The researchers report their findings in two papers, one in the journal Archives of Sexual Behavior and the second in the journal Human Nature, both published by Springer. They were funded by the European Research Council.
The survey responses showed that women rated kissing as generally more important in relationships than men. Furthermore, men and women who rated themselves as being attractive, or who tended to have more short-term relationships and casual encounters, also rated kissing as being more important.
While high levels of arousal might be a consequence of kissing (particularly as a prelude to sex), the researchers say it does not appear to be a driving factor that explains why we kiss in romantic relationships.
Other findings included:
* In short relationships, survey participants said kissing was most important before sex, less so during sex, was less important again after sex and was least important at other times. In committed relationships, where forming and maintain a lasting bond is an important goal, kissing was equally important before sex and at times not-related to sex.
* More frequent kissing in a relationship was linked to the quality of a relationship, while this wasn’t the case for having more sex. However, people’s satisfaction with the amount of both kissing and sex did tally with the quality of that relationship.

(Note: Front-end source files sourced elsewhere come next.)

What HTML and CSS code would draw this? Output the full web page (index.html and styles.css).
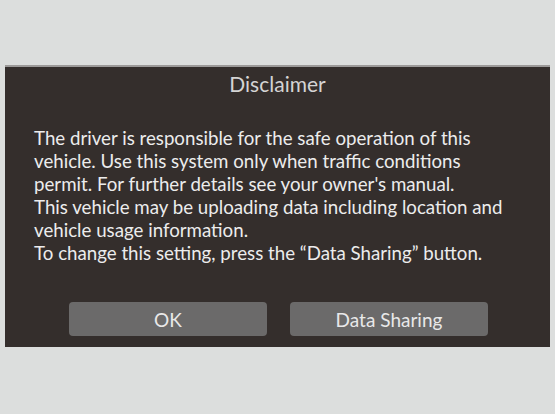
FILE: index.html
```html
<!DOCTYPE html>
<html>
<head>
<meta charset="utf-8">
<link rel="stylesheet" href="styles.css">
</head>
<body>
<div class="dialog">
  <div class="title">Disclaimer</div>
  <div class="message">
    <p>The driver is responsible for the safe operation of this vehicle. Use this system only when traffic conditions permit. For further details see your owner's manual.</p>
    <p>This vehicle may be uploading data including location and vehicle usage information.</p>
    <p>To change this setting, press the “Data Sharing” button.</p>
  </div>
  <div class="actions">
    <button class="btn">OK</button>
    <button class="btn">Data Sharing</button>
  </div>
</div>
</body>
</html>
```
FILE: styles.css
```css
html, body {
  margin: 0;
  padding: 0;
  background: #dcdedd;
  width: 555px;
  height: 414px;
  overflow: hidden;
}
body {
  padding: 65px 5px 0 5px;
  box-sizing: border-box;
  font-family: Lato, "Open Sans", sans-serif;
}
.dialog {
  background: #342e2c;
  border-top: 2px solid #9c9a99;
  height: 282px;
  box-sizing: border-box;
  display: flex;
  flex-direction: column;
}
.title {
  text-align: center;
  color: #d4d4d4;
  font-size: 21px;
  line-height: 28px;
  margin-top: 3px;
}
.message {
  color: #ececec;
  font-size: 18.7px;
  line-height: 23px;
  width: 480px;
  padding: 0 0 0 29px;
  margin-top: 29px;
}
.message p {
  margin: 0;
}
.actions {
  display: flex;
  gap: 23px;
  padding-left: 64px;
  margin-top: 37px;
}
.btn {
  width: 198px;
  height: 34px;
  background: #6b6a6a;
  border: none;
  border-radius: 4px;
  color: #e8e8e8;
  font-family: Lato, "Open Sans", sans-serif;
  font-size: 19px;
  padding: 0;
}
```
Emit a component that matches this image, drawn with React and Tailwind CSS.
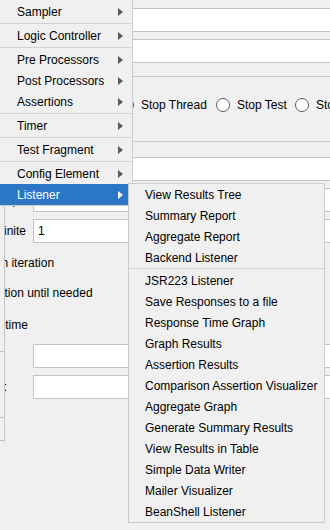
import React from 'react';

const mainItems = [
  'Sampler', '-', 'Logic Controller', '-', 'Pre Processors', 'Post Processors', 'Assertions', '-',
  'Timer', '-', 'Test Fragment', '-', 'Config Element', 'Listener',
];

const listenerItems = [
  'View Results Tree', 'Summary Report', 'Aggregate Report', 'Backend Listener', '-',
  'JSR223 Listener', 'Save Responses to a file', 'Response Time Graph', 'Graph Results',
  'Assertion Results', 'Comparison Assertion Visualizer', 'Aggregate Graph',
  'Generate Summary Results', 'View Results in Table', 'Simple Data Writer',
  'Mailer Visualizer', 'BeanShell Listener',
];

const Arrow = ({ white }) => (
  <svg width="5" height="8" viewBox="0 0 5 8">
    <path d="M0 0L5 4L0 8Z" fill={white ? '#ffffff' : '#5a5a5a'} />
  </svg>
);

const Radio = () => (
  <span className="w-[14px] h-[14px] shrink-0 rounded-full border border-[#5a5a5a] bg-white" />
);

const Field = ({ children, className = '' }) => (
  <div className={`h-[24px] flex items-center pl-[4px] bg-white border border-r-0 border-[#c4c4c4] ${className}`}>
    {children}
  </div>
);

const MainMenu = () => (
  <div className="absolute left-0 top-0 w-[133px] pt-px bg-[#f0f0f0] border-r border-b border-[#cccccc]">
    {mainItems.map((item, i) => {
      if (item === '-') {
        return (
          <div key={i} className="py-px">
            <div className="h-px bg-[#d2d2d2]" />
          </div>
        );
      }
      const active = item === 'Listener';
      return (
        <div
          key={i}
          className={`h-[21px] flex items-center justify-between pl-[17px] pr-[9px] ${active ? 'bg-[#2c77c5] text-white' : 'text-black'}`}
        >
          <span>{item}</span>
          <Arrow white={active} />
        </div>
      );
    })}
  </div>
);

const ListenerMenu = () => (
  <div className="absolute left-[128px] top-[183px] w-[197px] bg-[#f0f0f0] border border-[#cccccc]">
    {listenerItems.map((item, i) =>
      item === '-' ? (
        <div key={i} className="h-px mb-px bg-[#d2d2d2]" />
      ) : (
        <div key={i} className="h-[21px] flex items-center pl-[16px] text-black whitespace-nowrap">
          {item}
        </div>
      )
    )}
  </div>
);

export default function App() {
  return (
    <div className="relative w-[330px] h-[530px] overflow-hidden bg-[#f0f0f0] text-[12px] text-black font-['Liberation_Sans',sans-serif]">
      {/* thread group panel behind the menus */}
      <div className="pt-[8px]">
        <Field className="ml-[100px]" />
        <Field className="ml-[100px] mt-[7px]" />
        <div className="mt-[13px] h-px bg-[#cdcdcd]" />

        <div className="mt-[20px] h-[15px] flex items-center pl-[120px] whitespace-nowrap">
          <Radio />
          <span className="ml-[7px] w-[75px] shrink-0">Stop Thread</span>
          <Radio />
          <span className="ml-[7px] w-[58px] shrink-0">Stop Test</span>
          <Radio />
          <span className="ml-[7px]">Stop Test Now</span>
        </div>

        <div className="mt-[29px] h-px bg-[#cdcdcd]" />
        <Field className="ml-[100px] mt-[15px]" />

        <div className="flex h-[260px]">
          <div className="w-[5px] shrink-0 flex flex-col border-r border-[#c4c4c4]">
            <div className="h-[170px]" />
            <div className="h-px bg-[#c4c4c4]" />
            <div className="h-[65px]" />
            <div className="h-px bg-[#c4c4c4]" />
            <div className="h-[22px]" />
            <div className="h-px bg-[#c4c4c4]" />
          </div>

          <div className="flex-1 min-w-0 overflow-hidden flex flex-col whitespace-nowrap">
            <div className="mt-[7px] flex items-center">
              <div className="w-[15px] shrink-0 overflow-hidden flex justify-end">
                <span>Ramp-up period (seconds):</span>
              </div>
              <Field className="ml-[13px] flex-1" />
            </div>
            <div className="mt-[7px] flex items-center">
              <div className="w-[21px] shrink-0 overflow-hidden flex justify-end">
                <span>Infinite</span>
              </div>
              <Field className="ml-[7px] flex-1">1</Field>
            </div>

            <div className="mt-[10px] h-[20px] flex items-center">
              <span className="-ml-[101px]">Same user on each iteration</span>
            </div>
            <div className="mt-[10px] h-[20px] flex items-center">
              <span className="-ml-[99px]">Delay Thread creation until needed</span>
            </div>
            <div className="mt-[12px] h-[20px] flex items-center">
              <span className="-ml-[99px]">Specify Thread lifetime</span>
            </div>

            <div className="mt-[9px] flex items-center">
              <span className="-ml-[128px] w-[136px] shrink-0">Duration (seconds):</span>
              <Field className="ml-[20px] flex-1" />
            </div>
            <div className="mt-[7px] flex items-center">
              <span className="-ml-[128px] w-[136px] shrink-0">Startup delay (seconds):</span>
              <Field className="ml-[20px] flex-1" />
            </div>
          </div>
        </div>
      </div>

      <MainMenu />
      <ListenerMenu />
    </div>
  );
}
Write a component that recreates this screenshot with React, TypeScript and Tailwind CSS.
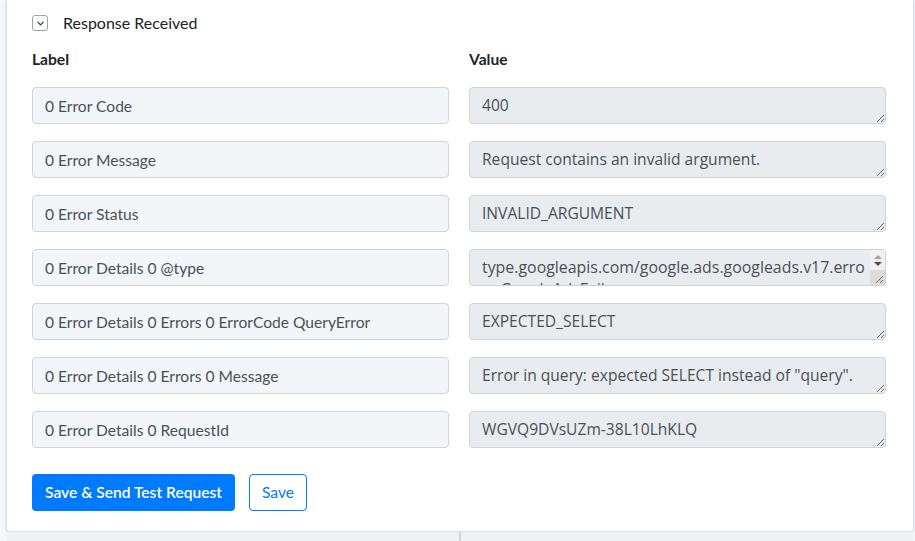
import { ChevronDown } from "lucide-react";

interface ResponseField {
  label: string;
  value: string;
  long?: boolean;
}

const fields: ResponseField[] = [
  { label: "0 Error Code", value: "400" },
  { label: "0 Error Message", value: "Request contains an invalid argument." },
  { label: "0 Error Status", value: "INVALID_ARGUMENT" },
  {
    label: "0 Error Details 0 @type",
    value: "type.googleapis.com/google.ads.googleads.v17.errors.GoogleAdsFailure",
    long: true,
  },
  { label: "0 Error Details 0 Errors 0 ErrorCode QueryError", value: "EXPECTED_SELECT" },
  {
    label: "0 Error Details 0 Errors 0 Message",
    value: 'Error in query: expected SELECT instead of "query".',
  },
  { label: "0 Error Details 0 RequestId", value: "WGVQ9DVsUZm-38L10LhKLQ" },
];

// little classic scrollbar shown on the textarea whose value wraps
function ScrollArrows() {
  return (
    <div className="pointer-events-none absolute right-px top-px flex h-[35px] w-[15px] flex-col overflow-hidden rounded-tr-[3px]">
      <div className="flex h-[20px] flex-col items-center justify-center gap-[3px] bg-[#f1f1f1]">
        <span className="h-0 w-0 border-x-[4px] border-b-[4px] border-x-transparent border-b-[#a3a3a3]" />
        <span className="h-0 w-0 border-x-[4px] border-t-[4px] border-x-transparent border-t-[#505050]" />
      </div>
      <div className="relative flex-1 bg-[#dcdcdc]">
        <svg className="absolute bottom-[1px] right-[1px]" width="9" height="9" viewBox="0 0 9 9">
          <path d="M8 1 L1 8 M8 5 L5 8" stroke="#6b6b6b" strokeWidth="1" />
        </svg>
      </div>
    </div>
  );
}

function FieldRow({ field }: { field: ResponseField }) {
  return (
    <div className="grid grid-cols-2 gap-x-5">
      <input
        className="h-[37px] w-full rounded-[4px] border border-[#ced4da] bg-[#f3f6f9] px-3 text-[15.6px] text-[#495057] outline-0"
        type="text"
        value={field.label}
        readOnly
      />
      <div className="relative">
        <textarea
          className={
            field.long
              ? "block h-[37px] w-full overflow-hidden rounded-[4px] border border-[#ced4da] bg-[#e9ecef] pl-3 pr-[19px] pt-[6px] text-[15.9px] leading-[22px] text-[#495057] outline-0 [font-family:'Open_Sans',sans-serif]"
              : "block h-[37px] w-full rounded-[4px] border border-[#ced4da] bg-[#e9ecef] px-3 pt-[6px] text-[15.6px] leading-[22px] text-[#495057] outline-0 [font-family:'Open_Sans',sans-serif]"
          }
          value={field.value}
          rows={1}
          disabled
        />
        {field.long && <ScrollArrows />}
      </div>
    </div>
  );
}

export default function App(): JSX.Element {
  return (
    <div className="h-[541px] w-[915px] overflow-hidden bg-[#f5f7fa] [font-family:Lato,sans-serif]">
      <div className="ml-[6px] w-[908px] rounded-b-[4px] border border-t-0 border-[#d8e2ee] bg-white pb-[20px] pl-[25px] pr-[27px] pt-[15px] shadow-[0_1px_3px_rgba(120,140,170,0.25)]">
        <div className="flex h-4 items-center">
          <span className="flex h-4 w-4 items-center justify-center rounded-[3px] border border-[#9ca3ab] text-[#333]">
            <ChevronDown size={11} strokeWidth={2.6} />
          </span>
          <span className="ml-[15px] text-[16px] text-[#222]">Response Received</span>
        </div>

        <div className="mt-[17px] grid grid-cols-2 gap-x-5 text-[15.6px] font-bold text-[#212529]">
          <span>Label</span>
          <span>Value</span>
        </div>

        <div className="mt-[16px] flex flex-col gap-[17px]">
          {fields.map((field) => (
            <FieldRow key={field.label} field={field} />
          ))}
        </div>

        <div className="mt-[26px] flex gap-[14px]">
          <button className="h-[37px] rounded-[4px] bg-[#007bff] px-[13px] text-[15.6px] font-semibold text-white">
            Save &amp; Send Test Request
          </button>
          <button className="h-[37px] rounded-[4px] border border-[#007bff] bg-white px-3 text-[15.6px] text-[#007bff]">
            Save
          </button>
        </div>
      </div>

      <div className="ml-[6px] flex h-[9px] w-[908px]">
        <div className="w-[453px] bg-[#eef2f5]" />
        <div className="w-[2px] bg-[#cfd4da]" />
        <div className="flex-1 bg-[#eef2f5]" />
      </div>
    </div>
  );
}
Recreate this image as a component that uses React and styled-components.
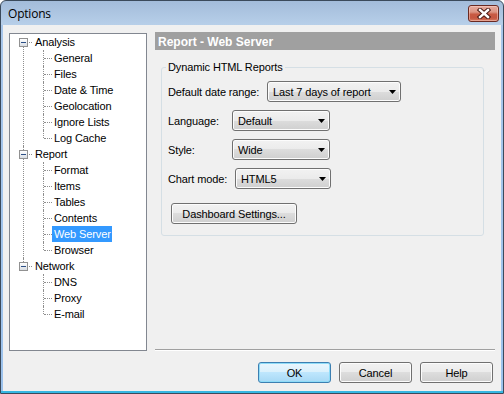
import React from 'react';
import styled, { createGlobalStyle, css } from 'styled-components';

const GlobalStyle = createGlobalStyle`
  html, body { margin: 0; padding: 0; background: #ffffff; }
  body { font-family: "Liberation Sans", Arial, sans-serif; font-size: 11px; letter-spacing: -0.12px; color: #000; }
  * { box-sizing: border-box; }
`;

const Window = styled.div`
  width: 504px;
  height: 394px;
  display: flex;
  flex-direction: column;
  border: 1px solid #3b4a5b;
  border-radius: 6px 6px 0 0;
  overflow: hidden;
  background: linear-gradient(to bottom, #a3bcda 0, #b7cfe9 24px, #a8c6ea 24px, #9cc2ec calc(100% - 2px), #36b7e2 calc(100% - 2px));
`;

const TitleBar = styled.div`
  height: 24px;
  flex: none;
  display: flex;
  align-items: center;
  padding: 0 4px 0 7px;
`;

const Title = styled.div`
  flex: 1;
  font-family: "Open Sans", "Noto Sans", sans-serif;
  font-size: 12px;
  letter-spacing: -0.2px;
  color: #000;
  padding-top: 1px;
`;

const CloseButton = styled.div`
  width: 31px;
  height: 17px;
  border: 1px solid #6a2a22;
  border-radius: 3px;
  background: linear-gradient(to bottom, #e7aa9d 0%, #dc9584 40%, #c85a43 55%, #c65640 80%, #d67c62 100%);
  box-shadow: inset 0 0 0 1px rgba(255, 220, 210, 0.45);
  display: flex;
  align-items: center;
  justify-content: center;
`;

const Body = styled.div`
  flex: 1;
  margin: 0 2px 2px;
  background: #f0f0f0;
  padding: 7px 6px 8px 6px;
  display: flex;
  flex-direction: column;
`;

const Main = styled.div`
  height: 319px;
  display: flex;
  gap: 8px;
`;

const Tree = styled.div`
  width: 138px;
  margin-top: 1px;
  background: #fff;
  border: 1px solid #828790;
`;

const dotted = '1px dotted #8f8f8f';

const RootNode = styled.div`
  position: relative;
  &::before {
    content: '';
    position: absolute;
    left: 13px;
    border-left: ${dotted};
    ${(p) =>
      p.$last
        ? css`top: 0; height: 8px;`
        : css`top: ${p.$first ? '8px' : '0'}; bottom: 0;`}
  }
`;

const RootRow = styled.div`
  position: relative;
  height: 16px;
  display: flex;
  align-items: center;
  padding-left: 9px;
  &::after {
    content: '';
    position: absolute;
    left: 14px;
    width: 8px;
    top: 8px;
    border-top: ${dotted};
  }
`;

const ExpandBox = styled.div`
  position: relative;
  z-index: 1;
  width: 9px;
  height: 9px;
  border: 1px solid #919191;
  background: linear-gradient(to bottom, #ffffff, #d8dde3);
  display: flex;
  align-items: center;
  justify-content: center;
  &::before {
    content: '';
    width: 5px;
    height: 1px;
    background: #2c4f86;
  }
`;

const Label = styled.span`
  display: inline-block;
  line-height: 16px;
  height: 16px;
  padding: 0 1px 0 2px;
  white-space: nowrap;
  margin-left: ${(p) => p.$indent || 0}px;
  background: ${(p) => (p.$selected ? '#3399ff' : 'transparent')};
  color: ${(p) => (p.$selected ? '#fff' : '#000')};
`;

const ChildRow = styled.div`
  position: relative;
  height: 16px;
  padding-left: 42px;
  &::before {
    content: '';
    position: absolute;
    left: 33px;
    top: 0;
    border-left: ${dotted};
    ${(p) => (p.$last ? css`height: 8px;` : css`bottom: 0;`)}
  }
  &::after {
    content: '';
    position: absolute;
    left: 34px;
    width: 8px;
    top: 8px;
    border-top: ${dotted};
  }
`;

const Panel = styled.div`
  width: 340px;
  display: flex;
  flex-direction: column;
`;

const Header = styled.div`
  height: 18px;
  background: #a0a0a0;
  color: #fff;
  font-weight: bold;
  font-size: 12px;
  letter-spacing: 0;
  line-height: 16px;
  padding: 2px 0 0 3px;
`;

const GroupBox = styled.div`
  position: relative;
  margin: 17px 11px 0 6px;
  border: 1px solid #d5dfe5;
  border-radius: 3px;
  padding: 13px 6px 11px;
  display: flex;
  flex-direction: column;
  gap: 8px;
`;

const Legend = styled.span`
  position: absolute;
  top: -7px;
  left: 4px;
  padding: 0 2px;
  line-height: 13px;
  background: #f0f0f0;
`;

const FieldRow = styled.div`
  height: 21px;
  display: flex;
  align-items: center;
`;

const FieldLabel = styled.span`
  width: ${(p) => p.$width}px;
  flex: none;
  white-space: nowrap;
`;

const winButton = css`
  border: 1px solid #707070;
  border-radius: 3px;
  background: linear-gradient(to bottom, #f2f2f2 0%, #ebebeb 50%, #dddddd 50%, #cfcfcf 100%);
  box-shadow: inset 0 0 0 1px #fcfcfc;
`;

const Select = styled.div`
  ${winButton}
  width: ${(p) => p.$width}px;
  height: 21px;
  display: flex;
  align-items: center;
  padding: 0 4px 0 5px;
`;

const SelectText = styled.span`
  flex: 1;
  white-space: nowrap;
`;

const Button = styled.div`
  ${winButton}
  width: ${(p) => p.$width || 73}px;
  height: 21px;
  display: flex;
  align-items: center;
  justify-content: center;
  white-space: nowrap;
  ${(p) =>
    p.$default &&
    css`
      border-color: #3c7fb1;
      background: linear-gradient(to bottom, #eaf6fd 0%, #d9f0fc 50%, #bee6fd 50%, #a7d9f5 100%);
      box-shadow: inset 0 0 0 1px #8fdcf8;
    `}
`;

const DashButton = styled(Button)`
  margin: 6px 0 0 3px;
`;

const Spacer = styled.div`
  flex: 1;
`;

const Separator = styled.div`
  height: 2px;
  border-top: 1px solid #a0a0a0;
  border-bottom: 1px solid #ffffff;
`;

const Footer = styled.div`
  margin-top: 11px;
  padding-right: 2px;
  display: flex;
  justify-content: flex-end;
  gap: 8px;
`;

const tree = [
  { label: 'Analysis', children: ['General', 'Files', 'Date & Time', 'Geolocation', 'Ignore Lists', 'Log Cache'] },
  { label: 'Report', children: ['Format', 'Items', 'Tables', 'Contents', 'Web Server', 'Browser'] },
  { label: 'Network', children: ['DNS', 'Proxy', 'E-mail'] },
];

const fields = [
  { label: 'Default date range:', labelWidth: 99, value: 'Last 7 days of report', width: 134 },
  { label: 'Language:', labelWidth: 64, value: 'Default', width: 98 },
  { label: 'Style:', labelWidth: 64, value: 'Wide', width: 98 },
  { label: 'Chart mode:', labelWidth: 67, value: 'HTML5', width: 96 },
];

const Arrow = () => (
  <svg width="7" height="4" viewBox="0 0 7 4">
    <polygon points="0,0 7,0 3.5,4" fill="#000" />
  </svg>
);

const CloseX = () => (
  <svg width="14" height="11" viewBox="0 0 14 11">
    <path d="M3 2 L11 9 M11 2 L3 9" stroke="#4a1a14" strokeWidth="4.4" strokeLinecap="square" fill="none" />
    <path d="M3 2 L11 9 M11 2 L3 9" stroke="#ffffff" strokeWidth="2.4" strokeLinecap="square" fill="none" />
  </svg>
);

export default function App() {
  return (
    <>
      <GlobalStyle />
      <Window>
        <TitleBar>
          <Title>Options</Title>
          <CloseButton>
            <CloseX />
          </CloseButton>
        </TitleBar>
        <Body>
          <Main>
            <Tree>
              {tree.map((node, i) => (
                <RootNode key={node.label} $first={i === 0} $last={i === tree.length - 1}>
                  <RootRow>
                    <ExpandBox />
                    <Label $indent={5}>{node.label}</Label>
                  </RootRow>
                  {node.children.map((c, j) => (
                    <ChildRow key={c} $last={j === node.children.length - 1}>
                      <Label $selected={c === 'Web Server'}>{c}</Label>
                    </ChildRow>
                  ))}
                </RootNode>
              ))}
            </Tree>
            <Panel>
              <Header>Report - Web Server</Header>
              <GroupBox>
                <Legend>Dynamic HTML Reports</Legend>
                {fields.map((f) => (
                  <FieldRow key={f.label}>
                    <FieldLabel $width={f.labelWidth}>{f.label}</FieldLabel>
                    <Select $width={f.width}>
                      <SelectText>{f.value}</SelectText>
                      <Arrow />
                    </Select>
                  </FieldRow>
                ))}
                <DashButton $width={126}>Dashboard Settings...</DashButton>
              </GroupBox>
              <Spacer />
              <Separator />
            </Panel>
          </Main>
          <Footer>
            <Button $default>OK</Button>
            <Button>Cancel</Button>
            <Button>Help</Button>
          </Footer>
        </Body>
      </Window>
    </>
  );
}
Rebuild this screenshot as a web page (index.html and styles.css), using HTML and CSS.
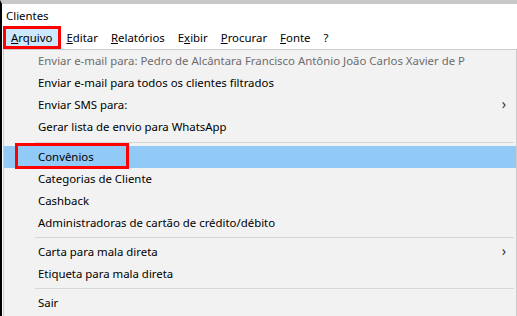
FILE: index.html
```html
<!DOCTYPE html>
<html lang="pt-BR">
<head>
    <meta charset="UTF-8">
    <title>Clientes</title>
    <link rel="stylesheet" href="styles.css">
</head>
<body>
    <div class="window">
        <div class="title">Clientes</div>
        <div class="menubar">
            <span class="menu-item active"><u>A</u>rquivo</span>
            <span class="menu-item"><u>E</u>ditar</span>
            <span class="menu-item"><u>R</u>elatórios</span>
            <span class="menu-item">E<u>x</u>ibir</span>
            <span class="menu-item"><u>P</u>rocurar</span>
            <span class="menu-item"><u>F</u>onte</span>
            <span class="menu-item">?</span>
        </div>
        <div class="dropdown">
            <div class="row disabled">Enviar e-mail para: Pedro de Alcântara Francisco Antônio João Carlos Xavier de P</div>
            <div class="row">Enviar e-mail para todos os clientes filtrados</div>
            <div class="row">Enviar SMS para:<span class="arrow">&#8250;</span></div>
            <div class="row">Gerar lista de envio para WhatsApp</div>
            <div class="sep first"></div>
            <div class="row selected"><span class="mark"></span>Convênios</div>
            <div class="row">Categorias de Cliente</div>
            <div class="row">Cashback</div>
            <div class="row">Administradoras de cartão de crédito/débito</div>
            <div class="sep"></div>
            <div class="row">Carta para mala direta<span class="arrow">&#8250;</span></div>
            <div class="row">Etiqueta para mala direta</div>
            <div class="sep"></div>
            <div class="row">Sair</div>
        </div>
    </div>
</body>
</html>
```

FILE: styles.css
```css
body {
    margin: 0;
    background-color: #f0f0f0;
    font-family: 'Noto Sans', 'Open Sans', sans-serif;
    font-size: 11.4px;
    color: #000;
    overflow: hidden;
}
.window {
    border-top: 4px solid #c8c8c8;
    border-left: 2px solid #000;
    height: 312px;
    background-color: #fff;
}
.title {
    height: 22px;
    line-height: 24px;
    padding-left: 4px;
}
.menubar {
    display: flex;
    height: 23px;
    align-items: center;
    padding-left: 2px;
}
.menu-item {
    padding: 0 6px;
    line-height: 19px;
    margin-right: 1px;
}
.menu-item.active {
    background-color: #cce8ff;
    outline: 3px solid #ff0000;
    outline-offset: -1px;
    padding: 0 7px 0 6px;
    margin-left: 1px;
}
.dropdown {
    margin-left: 1px;
    width: 512px;
    height: 270px;
    border: 1px solid #cccccc;
    border-bottom: none;
    background-color: #f2f2f2;
}
.row {
    position: relative;
    height: 22px;
    line-height: 21px;
    padding-left: 34px;
    white-space: nowrap;
}
.row.disabled {
    color: #6d6d6d;
}
.row.selected {
    background-color: #91c9f7;
}
.mark {
    position: absolute;
    left: 11px;
    top: -3px;
    width: 108px;
    height: 20px;
    border: 3px solid #ff0000;
}
.arrow {
    position: absolute;
    right: 10px;
    top: -1px;
    color: #333;
    font-size: 14px;
}
.sep {
    height: 1px;
    margin: 3px 2px 3px 31px;
    background-color: #d7d7d7;
}
.sep.first {
    margin: 4px 2px 3px 31px;
}
```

* In a companion paper in the journal Human Nature, the researchers report that women’s attitudes to romantic kissing also depend on where in their menstrual cycle and their relationship they are. Women valued kissing most at initial stages of a relationship when they were in the part of their cycle when they are most likely to conceive.
Previous studies have shown that hormonal changes associated with the menstrual cycle can change a woman’s preferences for a potential mate. When chances of conceiving are highest, women seem to prefer men who display supposed signals of underlying genetic fitness, such as masculinized faces, facial symmetry, social dominance, and genetic compatibility.
It appears that kissing a romantic potential partner at this time helps women assess the genetic quality of a potential mate, the researchers say.